*GIVEN REQUEST:*
Return the lines that follow, exactly as they appear, from the first through the one containing "const cards = [0, 1, 2, 3, 4];"; no pictures are to be included.

----------------

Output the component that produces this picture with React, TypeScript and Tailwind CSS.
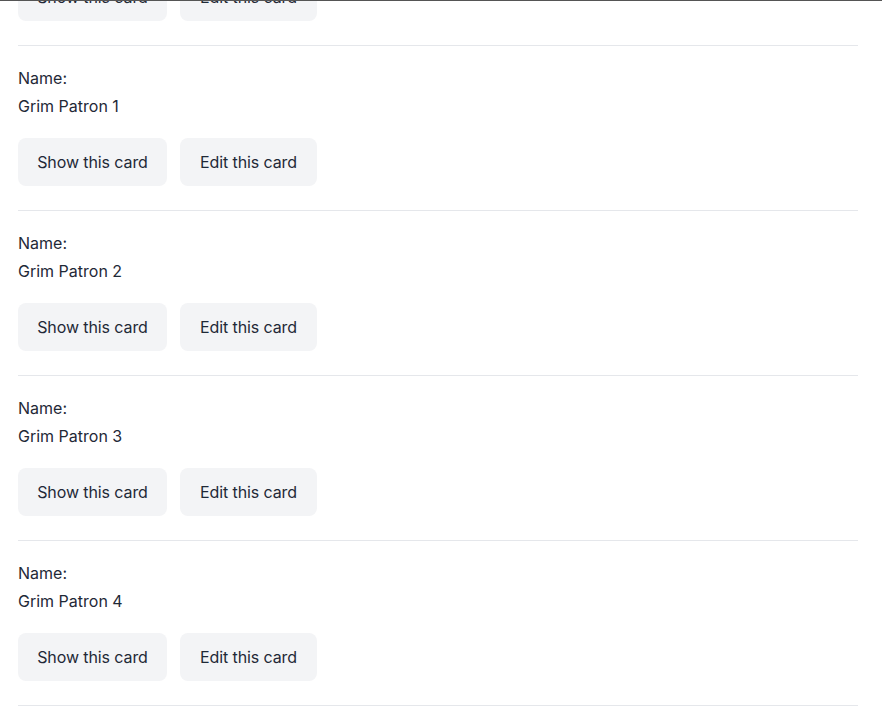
export default function App() {
  const cards = [0, 1, 2, 3, 4];

  return (
    <div className="h-[708px] overflow-hidden border-t border-[#555555] bg-white font-['Inter','Liberation_Sans',sans-serif] text-[16px] text-[#1f2937]">
      <div className="mt-[-120px] w-[840px] ml-[18px]">
        {cards.map((n) => (
          <div key={n} className="border-b border-[#e5e7eb] pt-[20px] pb-[24px]">
            <p className="leading-6">Name:</p>
            <p className="mt-[4px] leading-6">Grim Patron {n}</p>
            <div className="mt-[20px] flex gap-[13px]">
              <a
                href="#"
                className="flex h-[48px] w-[149px] items-center justify-center rounded-lg bg-[#f3f4f6] tracking-[-0.1px]"
              >
                Show this card
              </a>
              <a
                href="#"
                className="flex h-[48px] w-[137px] items-center justify-center rounded-lg bg-[#f3f4f6] tracking-[-0.1px]"
              >
                Edit this card
              </a>
            </div>
          </div>
        ))}
      </div>
    </div>
  );
}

----------------

*PROBLEM SOLUTION:*
Output the component that produces this picture with React, TypeScript and Tailwind CSS.
export default function App() {
  const cards = [0, 1, 2, 3, 4];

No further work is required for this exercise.